What the exercise asks: Examine the material below and count the lines that hold the word "html". Report only the number.

# Start of Records provided

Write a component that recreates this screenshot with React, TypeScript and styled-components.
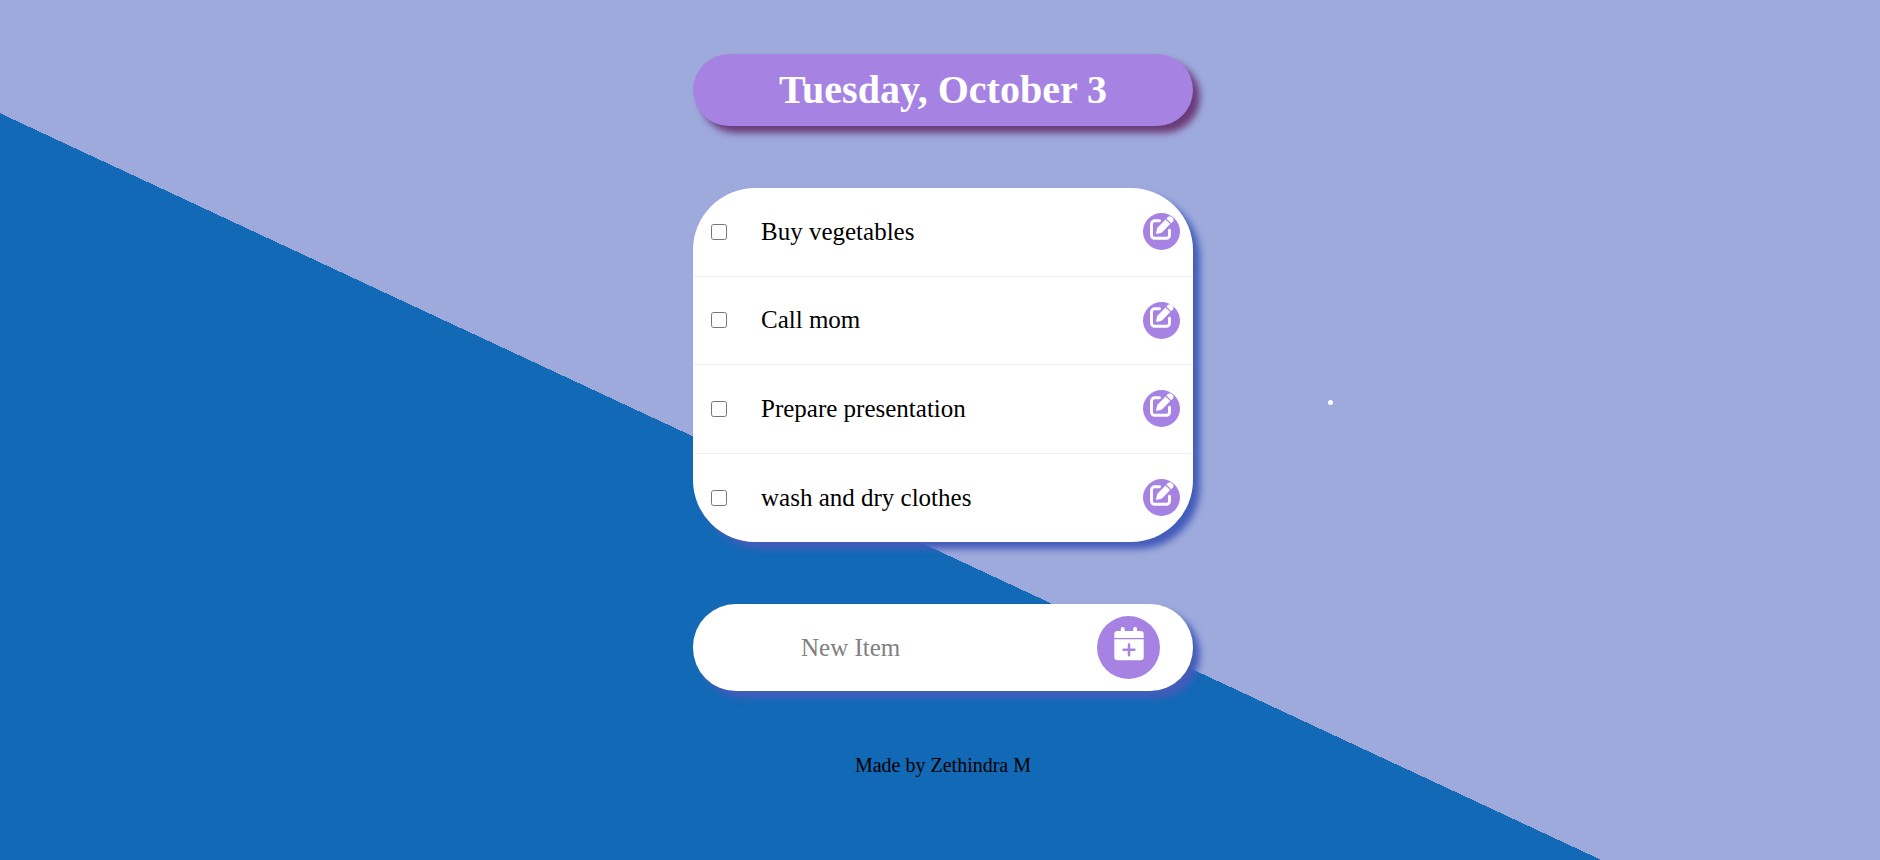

# End of Records provided
# Start of Records provided

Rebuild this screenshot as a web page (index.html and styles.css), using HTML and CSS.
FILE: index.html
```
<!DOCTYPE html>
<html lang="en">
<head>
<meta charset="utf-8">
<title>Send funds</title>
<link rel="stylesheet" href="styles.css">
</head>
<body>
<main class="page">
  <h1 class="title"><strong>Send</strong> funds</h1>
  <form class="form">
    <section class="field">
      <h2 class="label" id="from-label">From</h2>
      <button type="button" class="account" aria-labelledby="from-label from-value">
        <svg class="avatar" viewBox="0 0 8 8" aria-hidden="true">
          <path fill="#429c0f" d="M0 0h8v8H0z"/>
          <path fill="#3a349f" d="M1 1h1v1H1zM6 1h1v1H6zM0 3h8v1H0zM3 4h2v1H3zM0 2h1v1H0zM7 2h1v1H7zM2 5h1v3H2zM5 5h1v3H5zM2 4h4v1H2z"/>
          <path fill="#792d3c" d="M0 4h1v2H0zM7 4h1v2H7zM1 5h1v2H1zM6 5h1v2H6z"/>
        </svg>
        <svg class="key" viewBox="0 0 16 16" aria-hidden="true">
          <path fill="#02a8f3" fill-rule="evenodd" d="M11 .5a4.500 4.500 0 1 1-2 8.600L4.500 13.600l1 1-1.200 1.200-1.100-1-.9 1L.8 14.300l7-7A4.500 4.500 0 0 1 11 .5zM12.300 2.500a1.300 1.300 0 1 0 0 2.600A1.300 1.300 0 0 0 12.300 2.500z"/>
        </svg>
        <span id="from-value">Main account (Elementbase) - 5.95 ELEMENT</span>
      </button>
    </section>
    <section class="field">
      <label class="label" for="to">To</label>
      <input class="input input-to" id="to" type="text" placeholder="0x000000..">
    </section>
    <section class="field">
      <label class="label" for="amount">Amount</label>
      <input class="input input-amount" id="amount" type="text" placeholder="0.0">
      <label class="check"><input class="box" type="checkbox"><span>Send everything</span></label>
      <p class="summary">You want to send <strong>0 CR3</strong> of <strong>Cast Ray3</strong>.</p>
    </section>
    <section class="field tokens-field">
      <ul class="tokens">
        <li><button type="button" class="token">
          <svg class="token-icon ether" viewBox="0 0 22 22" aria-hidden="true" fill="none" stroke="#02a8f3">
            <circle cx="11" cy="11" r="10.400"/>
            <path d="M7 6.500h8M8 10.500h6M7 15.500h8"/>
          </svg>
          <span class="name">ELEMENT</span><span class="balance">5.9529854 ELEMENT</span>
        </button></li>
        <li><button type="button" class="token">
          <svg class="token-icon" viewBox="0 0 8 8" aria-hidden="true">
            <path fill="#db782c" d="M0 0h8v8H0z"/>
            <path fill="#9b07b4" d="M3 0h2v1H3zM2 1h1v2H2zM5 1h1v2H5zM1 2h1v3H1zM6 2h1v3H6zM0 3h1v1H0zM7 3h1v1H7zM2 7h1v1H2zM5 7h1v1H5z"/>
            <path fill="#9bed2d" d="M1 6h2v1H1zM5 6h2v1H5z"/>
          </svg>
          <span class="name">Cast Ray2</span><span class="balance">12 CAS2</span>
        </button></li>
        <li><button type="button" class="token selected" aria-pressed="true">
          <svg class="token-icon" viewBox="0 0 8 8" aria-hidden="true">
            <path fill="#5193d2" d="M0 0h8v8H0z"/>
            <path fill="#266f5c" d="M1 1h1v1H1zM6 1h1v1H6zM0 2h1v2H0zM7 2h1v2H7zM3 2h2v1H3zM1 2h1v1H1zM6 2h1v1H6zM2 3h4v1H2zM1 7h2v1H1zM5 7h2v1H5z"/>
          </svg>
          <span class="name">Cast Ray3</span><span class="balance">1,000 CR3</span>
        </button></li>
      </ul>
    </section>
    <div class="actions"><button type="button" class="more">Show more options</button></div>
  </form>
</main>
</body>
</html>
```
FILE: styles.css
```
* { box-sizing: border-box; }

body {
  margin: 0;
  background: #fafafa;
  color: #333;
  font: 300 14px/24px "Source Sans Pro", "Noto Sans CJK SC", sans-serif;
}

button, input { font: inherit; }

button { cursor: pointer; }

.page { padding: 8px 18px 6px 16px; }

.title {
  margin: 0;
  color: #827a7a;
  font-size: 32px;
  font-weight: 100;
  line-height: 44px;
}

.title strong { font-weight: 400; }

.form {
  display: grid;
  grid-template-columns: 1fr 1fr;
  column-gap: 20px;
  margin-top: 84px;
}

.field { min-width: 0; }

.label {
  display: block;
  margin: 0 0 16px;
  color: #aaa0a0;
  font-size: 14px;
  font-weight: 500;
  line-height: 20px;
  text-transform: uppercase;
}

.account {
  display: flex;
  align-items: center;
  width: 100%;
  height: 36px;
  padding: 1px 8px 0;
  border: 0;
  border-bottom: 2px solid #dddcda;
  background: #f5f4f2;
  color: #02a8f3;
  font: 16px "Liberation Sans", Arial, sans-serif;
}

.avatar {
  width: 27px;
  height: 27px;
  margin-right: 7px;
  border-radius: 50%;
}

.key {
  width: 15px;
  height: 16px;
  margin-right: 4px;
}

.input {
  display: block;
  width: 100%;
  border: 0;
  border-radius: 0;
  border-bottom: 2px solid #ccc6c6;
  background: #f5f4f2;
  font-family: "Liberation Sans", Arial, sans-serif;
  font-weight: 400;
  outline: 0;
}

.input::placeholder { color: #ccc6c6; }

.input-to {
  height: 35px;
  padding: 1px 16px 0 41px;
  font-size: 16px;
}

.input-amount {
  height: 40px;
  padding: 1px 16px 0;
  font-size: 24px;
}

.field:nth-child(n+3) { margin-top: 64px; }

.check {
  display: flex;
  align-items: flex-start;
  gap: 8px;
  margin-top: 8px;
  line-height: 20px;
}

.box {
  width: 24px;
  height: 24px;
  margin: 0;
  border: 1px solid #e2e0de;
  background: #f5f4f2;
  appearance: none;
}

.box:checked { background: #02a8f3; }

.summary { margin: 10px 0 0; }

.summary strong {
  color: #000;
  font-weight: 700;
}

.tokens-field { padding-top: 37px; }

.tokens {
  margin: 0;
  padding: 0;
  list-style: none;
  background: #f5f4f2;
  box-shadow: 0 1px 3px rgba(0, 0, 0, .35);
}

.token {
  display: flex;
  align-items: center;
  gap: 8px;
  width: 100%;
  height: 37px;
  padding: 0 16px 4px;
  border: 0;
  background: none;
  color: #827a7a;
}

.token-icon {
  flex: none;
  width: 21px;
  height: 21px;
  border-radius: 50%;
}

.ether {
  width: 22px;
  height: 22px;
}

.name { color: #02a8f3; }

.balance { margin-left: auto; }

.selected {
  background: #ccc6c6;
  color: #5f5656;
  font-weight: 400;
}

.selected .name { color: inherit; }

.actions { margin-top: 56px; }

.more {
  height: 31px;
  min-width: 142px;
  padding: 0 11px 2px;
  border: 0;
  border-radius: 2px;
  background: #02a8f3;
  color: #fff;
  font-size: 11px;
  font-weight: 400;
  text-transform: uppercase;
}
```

# End of Records provided

Response to this exercise: 5